The ED says that the OFR should supplement the financial statements in certain areas. Some further elaboration of this would be helpful, which might include the following.
- There are a number of areas where there could be clear overlap with certain requirements under accounting standards, for instance some of the requirements in paragraphs 60, 62 and 72. Any requirements already covered by accounting standards would be best eliminated.
- Some indication of how the OFR requirements fit with accounting standards for example paragraphs 28 and 36 and segment reporting.
- Where sufficient disclosures exist in the financial statements to meet the OFR objectives would a cross reference suffice or should the OFR be a stand alone document? If so what would be the position with summary financial statements?
Social, environmental and other related stakeholder matters
ACCA does not believe that the statutory OFR should be considered as a near-term substitute for stand alone environmental, social or sustainability reporting. Non-financial reporting of this latter kind addresses a wider stakeholder community and a wider set of issues. We think, however, that it would be useful for the ASB standard to emphasise this difference in objective. There is a danger that companies coming to the “new” OFR for the first time – especially the 70-80% of listed companies that do not currently issue environmental, social or sustainability reports – may believe that in fulfilling the OFR requirements they are also satisfying wider stakeholder concerns. This would be an unfortunate and undesirable misinterpretation and ASB potentially has the ability to signal the differences in objective between the two strands of reporting.
The ASB draft implementation guidance includes some useful material dealing with environmental, social and other related matters. ACCA believes that the ASB should underline the importance of comparability and consistency in the disclosure of selected KPI’s by emphasising that – in the ideal world – there should be no inconsistency between social and environmental KPI’s (metrics) used for OFR reporting purposes and social and environmental KPI’s (metrics) used elsewhere by the reporting entity – for example in published environmental, social or sustainability reports. We understand that ASB may feel unable to explicitly “signpost” emerging generally accepted frameworks of non-financial reporting (such as the Global Reporting Initiative) but we believe that ASB can play a constructive role in preventing potential inconsistencies between respective areas of KPI application.
Responses to ASB’s specific questions
Q1. Do you agree with the proposed principles for the preparation of an OFR contained in the draft text? Do you think that there are any other principles that should be included?

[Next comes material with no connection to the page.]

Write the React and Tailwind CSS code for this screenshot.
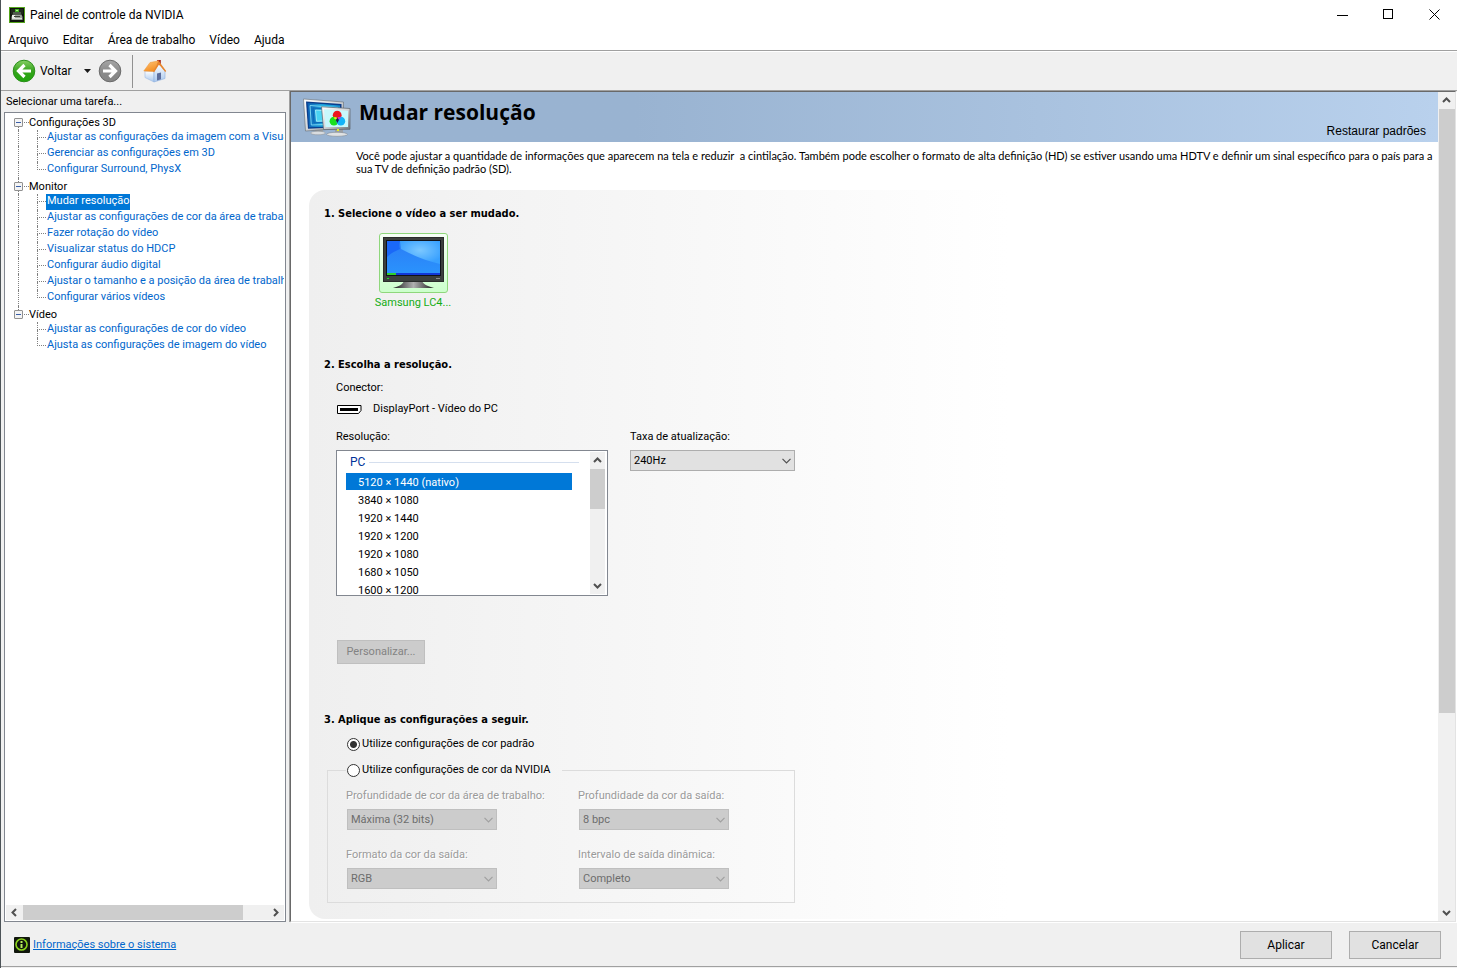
import React, { useState } from "react";

const MENU = ["Arquivo", "Editar", "Área de trabalho", "Vídeo", "Ajuda"];

const TREE = [
  {
    label: "Configurações 3D",
    items: [
      "Ajustar as configurações da imagem com a Visualização",
      "Gerenciar as configurações em 3D",
      "Configurar Surround, PhysX",
    ],
  },
  {
    label: "Monitor",
    items: [
      "Mudar resolução",
      "Ajustar as configurações de cor da área de trabalho",
      "Fazer rotação do vídeo",
      "Visualizar status do HDCP",
      "Configurar áudio digital",
      "Ajustar o tamanho e a posição da área de trabalho",
      "Configurar vários vídeos",
    ],
  },
  {
    label: "Vídeo",
    items: ["Ajustar as configurações de cor do vídeo", "Ajusta as configurações de imagem do vídeo"],
  },
];

const RESOLUTIONS = [
  "5120 × 1440 (nativo)",
  "3840 × 1080",
  "1920 × 1440",
  "1920 × 1200",
  "1920 × 1080",
  "1680 × 1050",
  "1600 × 1200",
];

function AppIcon() {
  return (
    <svg width="16" height="16" viewBox="0 0 16 16" aria-hidden="true">
      <rect x="0.5" y="0.5" width="15" height="15" fill="#0e130c" stroke="#55a51c" />
      <rect x="2" y="2" width="12" height="5" fill="#20281d" />
      <rect x="4" y="5" width="8" height="2" fill="#4f5a4c" />
      <rect x="6" y="2" width="4" height="3" fill="#3fae22" />
      <rect x="7" y="3" width="2" height="1" fill="#a6f57e" />
      <path d="M3.500 7.500h9l1 2.500v3h-11v-3z" fill="#9da39b" />
      <rect x="3" y="8" width="3" height="3" fill="#e9ece8" />
      <rect x="5" y="9" width="6" height="1" fill="#3a3f38" />
      <rect x="3" y="11" width="10" height="1" fill="#d9dcd8" />
    </svg>
  );
}

function ArrowDisc({ green, flip }) {
  const id = green ? "discGreen" : "discGray";
  return (
    <svg width="24" height="24" viewBox="0 0 24 24" aria-hidden="true">
      <defs>
        <linearGradient id={id} x1="0" y1="0" x2="0" y2="1">
          <stop offset="0" stopColor={green ? "#86cf64" : "#a6a6a6"} />
          <stop offset="0.5" stopColor={green ? "#35a31c" : "#8c8c8c"} />
          <stop offset="1" stopColor={green ? "#1fa60c" : "#858585"} />
        </linearGradient>
      </defs>
      <circle cx="12" cy="12" r="10.800" fill={"url(#" + id + ")"} stroke={green ? "#2a8f1a" : "#6b6b6b"} />
      <path
        d={flip ? "M5 12h11.500M11.500 6l6 6-6 6" : "M19 12H7.500M12.500 6l-6 6 6 6"}
        fill="none"
        stroke="#fff"
        strokeWidth="3.200"
      />
    </svg>
  );
}

function HouseIcon() {
  return (
    <svg width="24" height="24" viewBox="0 0 24 24" aria-hidden="true">
      <defs>
        <linearGradient id="roof" x1="0" y1="0" x2="0.5" y2="1">
          <stop offset="0" stopColor="#fdc47c" />
          <stop offset="1" stopColor="#f58f22" />
        </linearGradient>
        <linearGradient id="wall" x1="0" y1="0" x2="0" y2="1">
          <stop offset="0" stopColor="#ffffff" />
          <stop offset="1" stopColor="#a9c8ee" />
        </linearGradient>
      </defs>
      <path d="M2 12l9 0v11L2 18.500z" fill="url(#wall)" stroke="#9dbbe2" strokeWidth="0.6" />
      <path d="M11 12l5-7.500 6 7.500v7.500L11 23z" fill="url(#wall)" stroke="#8fb0dd" strokeWidth="0.6" />
      <path d="M14 14.500l4-1v6.800l-4 1.200z" fill="#5c6d9c" />
      <path d="M14.200 1h3.600v6l-3.600-2.500z" fill="#a52318" />
      <path d="M0.800 12L7 3.500l8.800-1.700-5.300 10.700z" fill="url(#roof)" stroke="#ee9433" strokeWidth="0.5" />
      <path d="M15.800 2l7.400 10-1 1-6.200-7.600-4.800 7.800-1.200-.6z" fill="#e8852c" />
    </svg>
  );
}

function ScreensIcon() {
  return (
    <svg width="48" height="40" viewBox="0 0 48 40" aria-hidden="true">
      <defs>
        <linearGradient id="screenBlue" x1="0" y1="0" x2="1" y2="0">
          <stop offset="0" stopColor="#0b5fb4" />
          <stop offset="0.5" stopColor="#22b2e4" />
          <stop offset="1" stopColor="#1a8fd0" />
        </linearGradient>
        <linearGradient id="frameGray" x1="0" y1="0" x2="1" y2="1">
          <stop offset="0" stopColor="#ffffff" />
          <stop offset="0.5" stopColor="#d3d6d9" />
          <stop offset="1" stopColor="#70767c" />
        </linearGradient>
      </defs>
      <path d="M12 32l8-1v4h-8z" fill="#a4a9ae" />
      <ellipse cx="15" cy="35" rx="7.500" ry="1.800" fill="#d9dcdf" stroke="#868c92" strokeWidth="0.5" />
      <path d="M0.500 1l40 3v26.500L2.500 33z" fill="url(#frameGray)" stroke="#656b72" strokeWidth="0.6" />
      <path d="M3 3.500l35.500 2.600V29L5 30.800z" fill="#0a3d8c" />
      <path d="M4.500 5l32.500 2.400V28L6 29.300z" fill="url(#screenBlue)" />
      <path d="M7 7.500l27.500 2V26L8.300 27z" fill="none" stroke="#7fdcf6" strokeWidth="0.9" />
      <path d="M10 10l22 1.600V24l-21 .8z" fill="none" stroke="#0d62b4" strokeWidth="0.9" />
      <path d="M12.500 12l17 1.200v9.500l-16 .6z" fill="#49d3f2" stroke="#a8f0fc" strokeWidth="0.9" />
      <path d="M32 31h8v4.500h-8z" fill="#9a9fa5" />
      <ellipse cx="34" cy="36.300" rx="10.500" ry="2" fill="#dfe2e4" stroke="#7d8388" strokeWidth="0.5" />
      <path d="M18.500 8.800L47 10.500v20.800L20.500 31.500z" fill="url(#frameGray)" stroke="#5c6268" strokeWidth="0.7" />
      <path d="M21 11.300l24 1.400v16.300L22.500 29z" fill="#c8f8fc" />
      <circle cx="34.200" cy="17.200" r="4.400" fill="#ee1620" />
      <circle cx="31" cy="23.200" r="4.400" fill="#18e01e" />
      <circle cx="37.800" cy="23.200" r="4.400" fill="#14b4f8" />
      <path d="M30.500 19.500c1 2 2.500 2.200 3.700 1.600l-1-2.200z" fill="#f6e21a" />
      <path d="M38 19.500c-1 2-2.500 2.200-3.700 1.600l1-2.200z" fill="#e020d0" />
      <path d="M34.400 19.800l1.600 2.200-1.600 3-1.600-3z" fill="#241c4c" />
      <rect x="34" y="31" width="2" height="2" fill="#e6f01c" />
    </svg>
  );
}

function MonitorIcon() {
  return (
    <svg width="63" height="52" viewBox="0 0 63 52" aria-hidden="true">
      <defs>
        <linearGradient id="desk" x1="0" y1="0" x2="0" y2="1">
          <stop offset="0" stopColor="#2b7cf6" />
          <stop offset="1" stopColor="#2a94fd" />
        </linearGradient>
        <radialGradient id="glow" cx="0.5" cy="0.4" r="0.6">
          <stop offset="0" stopColor="#7cc8ff" />
          <stop offset="1" stopColor="#38a0ff" />
        </radialGradient>
        <linearGradient id="foot" x1="0" y1="0" x2="1" y2="0">
          <stop offset="0" stopColor="#1c1c1c" />
          <stop offset="0.5" stopColor="#b0b0b0" />
          <stop offset="1" stopColor="#1c1c1c" />
        </linearGradient>
      </defs>
      <path d="M22 44h18c1 3 5 5 12 7H11c7-2 10-4 11-7z" fill="url(#foot)" />
      <rect x="1" y="0" width="61" height="45" fill="#3b3f3d" />
      <rect x="1.500" y="0.500" width="60" height="44" fill="none" stroke="#2a2c2b" />
      <rect x="4" y="3" width="55" height="36" fill="#10131a" />
      <rect x="5" y="4" width="53" height="34" fill="url(#desk)" />
      <path d="M18 4h40v23C44 24 30 18 19 12z" fill="url(#glow)" />
      <path d="M5 4h13c-1 3-1 5 0 8-5 2-9 4-13 8z" fill="#1a68f8" />
      <rect x="5" y="36" width="53" height="2" fill="#1238d8" />
      <rect x="5" y="36" width="9" height="2" fill="#2fd02c" />
      <rect x="5" y="41" width="2" height="1" fill="#18e018" />
      <rect x="54" y="41" width="4" height="1" fill="#8a8a8a" />
    </svg>
  );
}

function InfoIcon() {
  return (
    <svg width="16" height="16" viewBox="0 0 16 16" aria-hidden="true">
      <rect width="16" height="16" rx="1" fill="#10160c" />
      <circle cx="7.500" cy="7.500" r="5.500" fill="none" stroke="#8bd41c" strokeWidth="1.600" />
      <rect x="6.500" y="4" width="2" height="2" fill="#b6ec5c" />
      <rect x="6.500" y="7" width="2" height="4" fill="#b6ec5c" />
    </svg>
  );
}

const CHEVRONS = {
  up: "M1 6L4.500 2.500 8 6",
  down: "M1 3L4.500 6.500 8 3",
  left: "M6 1L2.500 4.500 6 8",
  right: "M3 1l3.500 3.500L3 8",
};

function ScrollArrow({ dir, label }) {
  return (
    <button type="button" aria-label={label} className="flex size-[17px] shrink-0 items-center justify-center">
      <svg width="9" height="9" viewBox="0 0 9 9" aria-hidden="true">
        <path d={CHEVRONS[dir]} fill="none" stroke="#505050" strokeWidth="2" />
      </svg>
    </button>
  );
}

function Combo({ id, value, disabled, className }) {
  return (
    <span className={"grid h-[21px] items-center " + className}>
      <select
        id={id}
        disabled={disabled}
        defaultValue={value}
        className={
          "col-start-1 row-start-1 h-full w-full appearance-none border pl-[3px] pt-px opacity-100 " +
          (disabled ? "border-[#bfbfbf] bg-[#cccccc] text-[#6d6d6d]" : "border-[#adadad] bg-[#e1e1e1] text-black")
        }
      >
        <option>{value}</option>
      </select>
      <svg
        width="9"
        height="6"
        viewBox="0 0 9 6"
        aria-hidden="true"
        className="pointer-events-none col-start-1 row-start-1 mr-1 justify-self-end"
      >
        <path d="M0.500 0.800l4 4 4-4" fill="none" stroke={disabled ? "#a0a0a0" : "#505050"} strokeWidth="1.200" />
      </svg>
    </span>
  );
}

function DisabledField({ id, label, value }) {
  return (
    <div className="flex flex-col gap-[5px]">
      <label htmlFor={id} className="whitespace-nowrap text-[#9a9a9a] [text-shadow:1px_1px_0_white]">
        {label}
      </label>
      <Combo id={id} value={value} disabled className="ml-px w-[150px]" />
    </div>
  );
}

function TreeGroup({ group, first, last, selected, onSelect }) {
  const dots = "border-[#808080] border-dotted";
  return (
    <li>
      <div className="flex h-4 items-center">
        <span className="ml-[9px] flex h-4 w-[9px] flex-col items-center">
          <span className={"h-1 w-px " + (first ? "" : dots + " border-l")} />
          <button
            type="button"
            aria-label={"Recolher " + group.label}
            className="flex size-[9px] shrink-0 items-center justify-center rounded-[1px] border border-[#919191] bg-[#f4f4f4]"
          >
            <span className="h-px w-[5px] bg-[#3a5fa8]" />
          </button>
          <span className={"h-[3px] w-px " + (last ? "" : dots + " border-l")} />
        </span>
        <span className={"ml-px h-px w-[5px] border-t " + dots} />
        <span className="whitespace-nowrap pt-px">{group.label}</span>
      </div>
      <ul>
        {group.items.map((item, i) => (
          <li key={item} className="flex h-4">
            <span className={"ml-[13px] w-px shrink-0 " + (last ? "" : dots + " border-l")} />
            <span className="ml-[18px] w-[9px] shrink-0">
              <span className={"block h-2 border-b border-l " + dots} />
              <span className={"block h-2 " + (i === group.items.length - 1 ? "" : dots + " border-l")} />
            </span>
            <button
              type="button"
              onClick={() => onSelect(item)}
              className={
                "whitespace-nowrap pb-[2px] pl-px leading-[14px] " +
                (item === selected ? "bg-[#0078d7] pr-px text-white" : "text-[#0066cc]")
              }
            >
              {item}
            </button>
          </li>
        ))}
      </ul>
    </li>
  );
}

export default function App() {
  const [task, setTask] = useState("Mudar resolução");
  const [resolution, setResolution] = useState(RESOLUTIONS[0]);
  const [colorMode, setColorMode] = useState("default");
  const heading = "pt-px font-['DejaVu_Sans_Condensed',sans-serif] font-bold leading-[15px]";
  const radio =
    "size-[13px] shrink-0 appearance-none rounded-full border border-[#333] bg-white checked:bg-[radial-gradient(circle,#333_3px,#fff_4px)]";

  return (
    <div className="flex h-screen flex-col border-l border-[#4c5357] bg-[#f0f0f0] font-['Roboto',sans-serif] text-[11px] leading-4 text-black">
      <header className="border-b border-[#a0a0a0] bg-white text-[12px]">
        <div className="flex h-[30px] items-start justify-between">
          <div className="flex items-center gap-[5px] pl-2 pt-[6px]">
            <AppIcon />
            <span className="pt-px">Painel de controle da NVIDIA</span>
          </div>
          <div className="flex">
            <button type="button" aria-label="Minimizar" className="flex h-7 w-[46px] items-center justify-center">
              <svg width="11" height="11" viewBox="0 0 11 11" stroke="#000" fill="none" aria-hidden="true">
                <path d="M0 6.500h11" />
              </svg>
            </button>
            <button type="button" aria-label="Maximizar" className="flex h-7 w-[46px] items-center justify-center">
              <svg width="11" height="11" viewBox="0 0 11 11" stroke="#000" fill="none" aria-hidden="true">
                <rect x="0.5" y="0.5" width="9" height="9" />
              </svg>
            </button>
            <button type="button" aria-label="Fechar" className="flex h-7 w-[46px] items-center justify-center">
              <svg width="11" height="11" viewBox="0 0 11 11" stroke="#000" fill="none" aria-hidden="true">
                <path d="M0.500 0.500l10 10M10.500 0.500l-10 10" />
              </svg>
            </button>
          </div>
        </div>
        <nav className="flex h-5 items-center gap-[14px] pl-[7px]">
          {MENU.map((m) => (
            <button key={m} type="button">
              {m}
            </button>
          ))}
        </nav>
      </header>

      <div className="flex h-[39px] shrink-0 items-center border-t border-white pl-[11px] text-[12px]">
        <button type="button" className="flex items-center gap-1">
          <ArrowDisc green />
          Voltar
        </button>
        <button type="button" aria-label="Histórico" className="ml-2 flex h-6 w-4 items-center justify-center">
          <svg width="7" height="4" viewBox="0 0 7 4" aria-hidden="true">
            <path d="M0 0h7L3.500 4z" fill="#1a1a1a" />
          </svg>
        </button>
        <button type="button" aria-label="Avançar" className="ml-[2px]">
          <ArrowDisc flip />
        </button>
        <span className="ml-[10px] h-[33px] w-px bg-[#919191]" />
        <button type="button" aria-label="Início" className="ml-[10px]">
          <HouseIcon />
        </button>
      </div>

      <div className="flex min-h-0 flex-1 border-t border-[#a0a0a0]">
        <aside className="flex w-[285px] shrink-0 flex-col pl-[3px]">
          <div className="px-[2px] pb-[2px] pt-[3px]">Selecionar uma tarefa...</div>
          <div className="flex min-h-0 flex-1 flex-col border border-[#828790] bg-white">
            <ul className="mr-px min-h-0 flex-1 overflow-hidden pt-px">
              {TREE.map((g, i) => (
                <TreeGroup
                  key={g.label}
                  group={g}
                  first={i === 0}
                  last={i === TREE.length - 1}
                  selected={task}
                  onSelect={setTask}
                />
              ))}
            </ul>
            <div className="mx-px mb-px flex h-[15px] items-center bg-[#f0f0f0]">
              <ScrollArrow dir="left" label="Rolar para a esquerda" />
              <div className="h-full flex-1">
                <div className="h-full w-[90%] bg-[#cdcdcd]" />
              </div>
              <ScrollArrow dir="right" label="Rolar para a direita" />
            </div>
          </div>
        </aside>

        <main className="ml-1 mr-px flex min-w-0 flex-1 border border-b-[#e3e3e3] border-l-[#696969] border-r-[#e3e3e3] border-t-[#696969] bg-white shadow-[-1px_0_0_#a0a0a0,1px_1px_0_white]">
          <div className="min-w-0 flex-1 overflow-hidden">
            <div className="flex h-[50px] justify-between bg-linear-to-r from-[#99b3d1] from-30% to-[#b9d1ed] pl-3">
              <div className="flex items-start gap-2 pt-[6px]">
                <ScreensIcon />
                <h1 className="font-['Open_Sans',sans-serif] text-[21px] font-bold leading-7">Mudar resolução</h1>
              </div>
              <button
                type="button"
                className="self-end pb-[3px] pr-3 font-['Liberation_Sans',sans-serif] text-[12px] leading-4"
              >
                Restaurar padrões
              </button>
            </div>
            <p className="pb-[15px] pl-[65px] pr-1 pt-[7px] font-['Lato',sans-serif] leading-[13px]">
              Você pode ajustar a quantidade de informações que aparecem na tela e reduzir&nbsp; a cintilação. Também
              pode escolher o formato de alta definição (HD) se estiver usando uma HDTV e definir um sinal específico
              para o país para a sua TV de definição padrão (SD).
            </p>

            <div className="ml-[18px] rounded-l-2xl bg-linear-to-r from-[#efefef] to-white to-[62%] pb-4 pl-[15px] pt-[15px]">
              <section>
                <h2 className={heading}>1. Selecione o vídeo a ser mudado.</h2>
                <div className="ml-[46px] flex w-[86px] flex-col items-center gap-[2px] pt-3 text-[#14ad14]">
                  <button
                    type="button"
                    aria-label="Samsung"
                    className="flex h-[60px] w-[69px] items-end justify-center rounded-[3px] border border-[#8fd77c] bg-linear-to-b from-[#f6fff6] to-[#ccffcc] pb-[3px]"
                  >
                    <MonitorIcon />
                  </button>
                  <span>Samsung LC4...</span>
                </div>
              </section>

              <section className="mt-[45px]">
                <h2 className={heading}>2. Escolha a resolução.</h2>
                <div className="pl-3 pt-2">
                  <div>Conector:</div>
                  <div className="mt-[5px] flex items-center gap-[11px] pl-px">
                    <svg width="25" height="9" viewBox="0 0 25 9" aria-hidden="true">
                      <path d="M0.500 0.500h23.500v5l-2.500 3H0.500z" fill="#fff" stroke="#000" />
                      <path d="M3 3h18v3H3z" fill="#000" />
                    </svg>
                    <span>DisplayPort - Vídeo do PC</span>
                  </div>
                  <div className="mt-3 flex gap-[22px]">
                    <div className="w-[272px]">
                      <div id="res-label">Resolução:</div>
                      <div className="mt-[5px] flex h-[146px] border border-[#828790] bg-white">
                        <div className="min-w-0 flex-1 overflow-hidden pl-[9px] pr-[11px]">
                          <div className="flex h-[22px] items-center gap-1 pl-1 text-[12px] text-[#003399]">
                            PC
                            <span className="h-px flex-1 bg-[#d5dfee]" />
                          </div>
                          <ul role="listbox" aria-labelledby="res-label" className="mr-[7px]">
                            {RESOLUTIONS.map((r) => (
                              <li
                                key={r}
                                role="option"
                                aria-selected={r === resolution}
                                onClick={() => setResolution(r)}
                                className={
                                  "mb-px h-[17px] pl-3 leading-[19px] " +
                                  (r === resolution ? "bg-[#0078d7] text-white" : "")
                                }
                              >
                                {r}
                              </li>
                            ))}
                          </ul>
                        </div>
                        <div className="my-px mr-[2px] flex w-[15px] flex-col items-center bg-[#f0f0f0]">
                          <ScrollArrow dir="up" label="Rolar para cima" />
                          <div className="w-full flex-1">
                            <div className="h-10 w-full bg-[#cdcdcd]" />
                          </div>
                          <ScrollArrow dir="down" label="Rolar para baixo" />
                        </div>
                      </div>
                    </div>
                    <div className="flex flex-col gap-[5px]">
                      <label htmlFor="refresh">Taxa de atualização:</label>
                      <Combo id="refresh" value="240Hz" className="w-[165px]" />
                    </div>
                  </div>
                  <button
                    type="button"
                    disabled
                    className="ml-px mt-11 h-6 w-[88px] border border-[#bfbfbf] bg-[#cccccc] text-[#838383]"
                  >
                    Personalizar...
                  </button>
                </div>
              </section>

              <section className="mt-[47px]">
                <h2 className={heading}>3. Aplique as configurações a seguir.</h2>
                <label className="ml-[23px] mt-[9px] flex w-fit items-center gap-[2px]">
                  <input
                    type="radio"
                    name="color"
                    checked={colorMode === "default"}
                    onChange={() => setColorMode("default")}
                    className={radio}
                  />
                  Utilize configurações de cor padrão
                </label>
                <fieldset className="ml-[3px] mt-[10px] w-[468px] border border-[#dcdcdc] pb-[13px] pl-[18px]">
                  <legend className="pl-px pr-3">
                    <label className="flex items-center gap-[2px]">
                      <input
                        type="radio"
                        name="color"
                        checked={colorMode === "nvidia"}
                        onChange={() => setColorMode("nvidia")}
                        className={radio}
                      />
                      Utilize configurações de cor da NVIDIA
                    </label>
                  </legend>
                  <div className="grid grid-cols-[232px_1fr] gap-y-[17px] pt-[10px]">
                    <DisabledField id="depth" label="Profundidade de cor da área de trabalho:" value="Máxima (32 bits)" />
                    <DisabledField id="out-depth" label="Profundidade da cor da saída:" value="8 bpc" />
                    <DisabledField id="format" label="Formato da cor da saída:" value="RGB" />
                    <DisabledField id="range" label="Intervalo de saída dinâmica:" value="Completo" />
                  </div>
                </fieldset>
              </section>
            </div>
          </div>

          <div className="flex w-[17px] shrink-0 flex-col items-center bg-[#f0f0f0]">
            <ScrollArrow dir="up" label="Rolar para cima" />
            <div className="w-full flex-1 pl-px">
              <div className="h-[76%] w-full bg-[#cdcdcd]" />
            </div>
            <ScrollArrow dir="down" label="Rolar para baixo" />
          </div>
        </main>
      </div>

      <footer className="mb-px flex h-[45px] shrink-0 items-center justify-between border-b border-[#a0a0a0] pl-[13px] pr-4 pt-[2px]">
        <a href="#info" className="flex items-center gap-[3px] text-[#0066cc] underline">
          <InfoIcon />
          Informações sobre o sistema
        </a>
        <div className="flex gap-[17px] text-[12px]">
          <button type="button" className="h-7 w-[92px] border border-[#adadad] bg-[#e1e1e1]">
            Aplicar
          </button>
          <button type="button" className="h-7 w-[92px] border border-[#adadad] bg-[#e1e1e1]">
            Cancelar
          </button>
        </div>
      </footer>
    </div>
  );
}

We agree with the proposed principles and would not add any further principles.
Q2. Do you agree with the proposed approach whereby the Reporting Standard provides a disclosure framework rather than any more detailed list of requirements for the preparation of an OFR?
We agree with the framework approach and do not believe that a more detailed or specific set of disclosure requirements would be consistent with the principles set out, particularly that the OFR should be management’s view of the business and that it report on key matters.
Q3. Do you think there are any other elements to the framework that should be added in order to encourage focused and relevant reporting in the OFR?
No.
Q4. What are your views on the Board’s proposal to extend the list of particular matters in paragraph 27 beyond those specifically referred to in the Regulations?
In our view the standard should be supporting the statutory OFR and therefore the particular matters should remain limited to those specified in the law. The matters noted in paragraph 27 (a) to (c), however, are likely to be significant and so should be included in the explanatory paragraphs that follow as items that might well need to be covered by the OFR.
Q5. Do you agree with the proposal that the Reporting Standard should not specify any particular Key Performance Indicators (KPIs) that entities should disclose in the OFR, nor the number of KPIs that should be included?
We agree on both of these.
Q6. Do you agree with the proposed disclosure requirements for KPIs? Do you think they will encourage entities to report on KPIs or result in less disclosure?
We agree with the proposed disclosures, as it is critical that the basis of calculation is fully transparent. Given this more rigorous position compared to current OFRs, it seems likely that fewer KPIs will be disclosed.
Q7. Do you agree with the proposal that the Reporting Standard should encourage “other measures and evidence”, both quantitative and qualitative, in addition to the KPIs to support the information in the OFR?
Yes.
Q8. Do you agree with the proposal that where quantified measures, other than KPIs, are included the disclosure requirements should be les onerous than those for KPIs?
Yes.
Q9. Do you agree with the proposal that illustrative examples of KPIs should be given in the implementation guidance that accompanies but is not part of the Reporting Standard?
The risk with implementation guidance is that it comes to be seen as influential and compulsory as the standard itself. If viewed however in the proper light then this guidance should be helpful to companies in developing their OFR without constraining them.
Q10. What are your views on the implementation guidance? Are there any further examples that might usefully be provided?
Please see our comments above under the heading “Social, environmental and other related stakeholder matters”.
We would not add further examples.
It would be helpful to indicate in appropriate examples (perhaps that dealing with greenhouse gas emissions for instance) that directors will probably want to use widely recognised industry norms in calculating KPIs. This would give both greater credibility and comparability to the performance measure, but also would simplify some of the disclosure requirements.
We have some more detailed comments on the examples given
- Example 10 refers to a utility company, but the KPI would appear more typically relevant to an oil and gas company.
- Example 11 refers to customer churn by product initially, but the description then appears to chiefly deal with it geographically.
- Example 15 refers to a total CO2 emission KPI for an energy company. We are not clear how good an example this would be for the OFR. Would not a KPI that dealt with emissions per KWH produced or one that linked actual emissions with those permitted under an emissions trading scheme be more realistic?